I have loved a lot over the years in this city. I have cried, laughed, photographed, sat in corners of my favorite café near the marche d'Aligre... enjoyed yet another late night bike ride or taxi as we head down the quai from the Place de la Concorde to my home near the Jardin des Plantes, passing the buildings, the night lights reflecting in the river... it is magical. I love how this city never ceases to amaze and surprise me with its hidden corners, its Berthillon ice cream flavors of framboise with rose water and deep bitter chocolate, its changing moods, like those of the beloved.

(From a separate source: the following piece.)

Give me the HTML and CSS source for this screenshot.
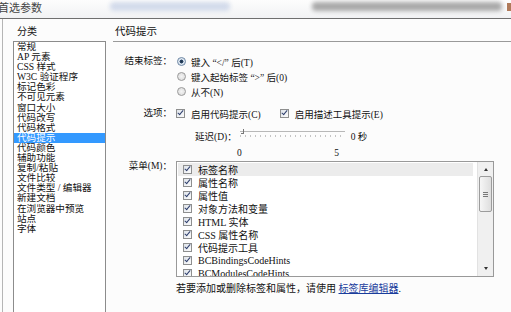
FILE: index.html
```html
<!DOCTYPE html>
<html lang="zh-CN">
<head>
    <meta charset="UTF-8">
    <title>首选参数</title>
    <link rel="stylesheet" href="styles.css">
</head>
<body>
    <div class="titlebar">
        <span class="titulo">首选参数</span>
        <span class="blur azul"></span>
        <span class="blur cinza"></span>
        <span class="fechar"></span>
    </div>
    <div class="janela">
        <aside class="categorias">
            <p class="cabecalho">分类</p>
            <ul class="lista">
                <li>常规</li>
                <li>AP 元素</li>
                <li>CSS 样式</li>
                <li>W3C 验证程序</li>
                <li>标记色彩</li>
                <li>不可见元素</li>
                <li>窗口大小</li>
                <li>代码改写</li>
                <li>代码格式</li>
                <li class="ativo">代码提示</li>
                <li>代码颜色</li>
                <li>辅助功能</li>
                <li>复制/粘贴</li>
                <li>文件比较</li>
                <li>文件类型 / 编辑器</li>
                <li>新建文档</li>
                <li>在浏览器中预览</li>
                <li>站点</li>
                <li>字体</li>
            </ul>
        </aside>
        <section class="painel">
            <p class="cabecalho titulo-painel">代码提示</p>

            <div class="linha linha-radios">
                <span class="rotulo">结束标签：</span>
                <div class="radios">
                    <label><span class="radio marcado"></span>键入 “&lt;/” 后(T)</label>
                    <label><span class="radio"></span>键入起始标签 “&gt;” 后(0)</label>
                    <label><span class="radio"></span>从不(N)</label>
                </div>
            </div>

            <div class="linha linha-opcoes">
                <span class="rotulo">选项：</span>
                <div class="opcoes">
                    <label><span class="check"></span>启用代码提示(C)</label>
                    <label><span class="check"></span>启用描述工具提示(E)</label>
                </div>
            </div>

            <div class="linha linha-atraso">
                <span class="rotulo"></span>
                <div class="atraso">
                    <span>延迟(D)：</span>
                    <span class="slider"><span class="pino"></span></span>
                    <span class="valor">0 秒</span>
                </div>
            </div>

            <div class="linha linha-escala">
                <span class="rotulo"></span>
                <div class="escala"><span>0</span><span>5</span></div>
            </div>

            <div class="linha linha-menu">
                <span class="rotulo">菜单(M)：</span>
                <div class="menu">
                    <ul class="itens">
                        <li class="selecionado"><span class="check"></span>标签名称</li>
                        <li><span class="check"></span>属性名称</li>
                        <li><span class="check"></span>属性值</li>
                        <li><span class="check"></span>对象方法和变量</li>
                        <li><span class="check"></span>HTML 实体</li>
                        <li><span class="check"></span>CSS 属性名称</li>
                        <li><span class="check"></span>代码提示工具</li>
                        <li><span class="check"></span>BCBindingsCodeHints</li>
                        <li><span class="check"></span>BCModulesCodeHints</li>
                    </ul>
                    <div class="rolagem">
                        <span class="seta cima"></span>
                        <span class="polegar"><i></i><i></i><i></i></span>
                        <span class="seta baixo"></span>
                    </div>
                </div>
            </div>

            <div class="linha linha-rodape">
                <span class="rotulo"></span>
                <p class="rodape">若要添加或删除标签和属性，请使用 <a href="#">标签库编辑器</a>.</p>
            </div>
        </section>
    </div>
</body>
</html>
```

FILE: styles.css
```css
body {
    margin: 0;
    width: 511px;
    height: 312px;
    overflow: hidden;
    background: #fcfcfc;
    color: #111;
    font-family: 'Liberation Serif', 'Noto Sans CJK SC', serif;
    font-size: 10px;
}

p, ul { margin: 0; padding: 0; }
ul { list-style: none; }

/* barra de titulo */
.titlebar {
    position: relative;
    height: 18px;
    overflow: hidden;
    background: linear-gradient(#fdfdfd, #f1f2f4);
    border-bottom: 1px solid #6f6f6f;

    .titulo {
        position: relative;
        z-index: 1;
        display: block;
        margin-left: -2px;
        padding-top: 2px;
        font-size: 11px;
        line-height: 13px;
        color: #444;
    }
    .blur {
        position: absolute;
        top: 2px;
        height: 9px;
        border-radius: 4px;
        filter: blur(2px);
    }
    .azul { left: 110px; width: 120px; background: #d3dbeb; }
    .cinza { left: 312px; width: 190px; background: #a9a9a9; }
    .fechar {
        position: absolute;
        right: 0;
        top: 3px;
        width: 4px;
        height: 8px;
        background: #b07a5a;
    }
}

.janela {
    display: flex;
    height: 293px;
    margin-left: 2px;
    border-left: 1px solid #b5b5b5;
}

.cabecalho {
    height: 18px;
    padding-top: 4px;
    line-height: 18px;
}

/* coluna de categorias */
.categorias {
    width: 93px;
    margin-left: 10px;
    flex: none;

    .cabecalho { padding-left: 4px; }

    .lista {
        height: 280px;
        border: 1px solid #8c8c8c;
        border-bottom: none;
        background: #fff;

        li {
            height: 10.1px;
            padding-left: 3px;
            font-size: 9.6px;
            line-height: 10.1px;
            white-space: nowrap;
        }
        li.ativo {
            background: #3399ff;
            color: #fff;
        }
    }
}

/* painel da direita */
.painel {
    flex: 1;
    margin-left: 7px;

    .titulo-painel {
        height: 18px;
        padding-left: 2px;
        border-bottom: 1px solid #9a9a9a;
        font-size: 10.5px;
    }
}

.linha {
    display: flex;
    gap: 4px;
    font-size: 9.5px;

    .rotulo {
        width: 59px;
        flex: none;
        text-align: right;
        line-height: 15px;
        white-space: nowrap;
    }
}

.linha-radios { margin-top: 12px; }
.linha-opcoes { margin-top: 7px; }
.linha-atraso { margin-top: 7px; }
.linha-escala { margin-top: 4px; }
.linha-menu { margin-top: 2px; }
.linha-menu .rotulo { line-height: 10px; }
.linha-rodape { margin-top: 5px; }

.radios label, .opcoes label {
    display: flex;
    align-items: center;
    height: 15px;
    white-space: nowrap;
}

.radio {
    width: 7px;
    height: 7px;
    margin: 0 5px 0 1px;
    border: 1px solid #9a9a9a;
    border-radius: 50%;
    background: radial-gradient(#f4f4f4, #d8d8d8);
}
.radio.marcado {
    background: radial-gradient(#1c2f45 0, #2e4a6a 35%, #d7e2ee 45%, #eef2f6 100%);
    border-color: #6c86a3;
}

.check {
    display: inline-block;
    position: relative;
    width: 7px;
    height: 7px;
    margin-right: 6px;
    border: 1px solid #8e8f8f;
    background: linear-gradient(135deg, #dfe4ea, #fbfbfb);
    flex: none;
}
.check::after {
    content: "";
    position: absolute;
    left: 2px;
    top: -1px;
    width: 2px;
    height: 5px;
    border: solid #2f3f6e;
    border-width: 0 1.5px 1.5px 0;
    transform: rotate(40deg);
}

.opcoes {
    display: flex;
    gap: 19px;
}

.atraso {
    display: flex;
    align-items: center;
    height: 15px;
    padding-left: 19px;
    white-space: nowrap;

    .slider {
        position: relative;
        width: 105px;
        height: 8px;
        margin: 0 6px 0 3px;
        border-top: 1px solid #b8b8b8;
        background: repeating-linear-gradient(90deg, #c4c4c4 0 1px, transparent 1px 5px) left 3px / 100% 2px no-repeat;
    }
    .pino {
        position: absolute;
        left: 1px;
        top: -3px;
        width: 2px;
        height: 4px;
        border: solid #777;
        border-width: 0 1px 1px 0;
    }
}

.escala {
    display: flex;
    justify-content: space-between;
    width: 102px;
    margin-left: 61px;
    line-height: 12px;
}

/* lista do menu */
.menu {
    display: flex;
    width: 316px;
    height: 114px;
    border: 1px solid #999;
    background: #fff;

    .itens {
        flex: 1;
        padding: 1px 4px 0 1px;
        overflow: hidden;
        font-size: 10px;

        li {
            display: flex;
            align-items: center;
            height: 13px;
            padding-left: 5px;
            white-space: nowrap;
        }
        li.selecionado { background: #ececec; }
    }
}

.rolagem {
    display: flex;
    flex-direction: column;
    align-items: center;
    width: 15px;
    flex: none;
    background: #f0f0f0;
    border-left: 1px solid #e2e2e2;

    .seta {
        width: 0;
        height: 0;
        border: 2px solid transparent;
    }
    .cima { margin-top: 6px; border-bottom: 3px solid #333; border-top: none; }
    .baixo { margin-top: auto; margin-bottom: 6px; border-top: 3px solid #333; border-bottom: none; }

    .polegar {
        display: flex;
        flex-direction: column;
        justify-content: center;
        align-items: center;
        gap: 1px;
        width: 11px;
        height: 34px;
        margin-top: 5px;
        border: 1px solid #9c9c9c;
        border-radius: 2px;
        background: linear-gradient(90deg, #f6f6f6, #dedede);

        i {
            width: 5px;
            height: 1px;
            background: #777;
        }
    }
}

.rodape {
    line-height: 14px;
    font-size: 10px;
    white-space: nowrap;

    a { color: #1a3d9c; }
}
```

Each season has its magic, and living next to the Jardin des Plantes, I stroll down the alleys of green, then rush through fall leaves, always taking in my favorite field left to grow wild. My daughter's school is housed in the most glorious building in the city, an old sixteenth century brick and stone edifice, with its chapel tower near the Pont de Sully. Then, disturbingly, a police officer sirens his blaring presence and attempts to destroy the beauty. Someone is rude. At times I believe I will grow tired of how French the French are, how Parisian the Parisians are, especially when they complain. But then I stay, come back again, leave and return, feeling both at home and ever the expatriate... that is simply how it has always been and always will be.

My greatest love affair in this city was not with a man but with the city itself. It saw me through the mid to late 1980s, when I was very young and writing, working just to make the rent and to write. I knew almost no one then, but I always had the city itself. I grew up here into an adult in many ways, had my child here, loved Frenchmen, and an American expat like myself.

In fact if a man I loved did not love Paris, I think I could not really deeply love him. The city means too much to me to be derided or criticized. Paris is the lover you always come back to, even if you have been unfaithful for years, by living in Rome or London, New York or Oslo. Those other passions were worthy, but they eventually lost out to the city of lights.

For we, the lovers, Paris is long walks and handholding, a café discovered and a sunset watched from the banks of the Seine. It is picnics in the summer, music even when you want to sleep, the never-ending stories which bring people here with dreams which are fulfilled.

Sartre wrote that France was a woman, and I would add that Paris is the beloved lover. A less romantic soul may not agree. But Paris must be earned. And when it has been, the return home to this golden city of lights, welcomes you like the embrace of the lover. And nothing is better than that.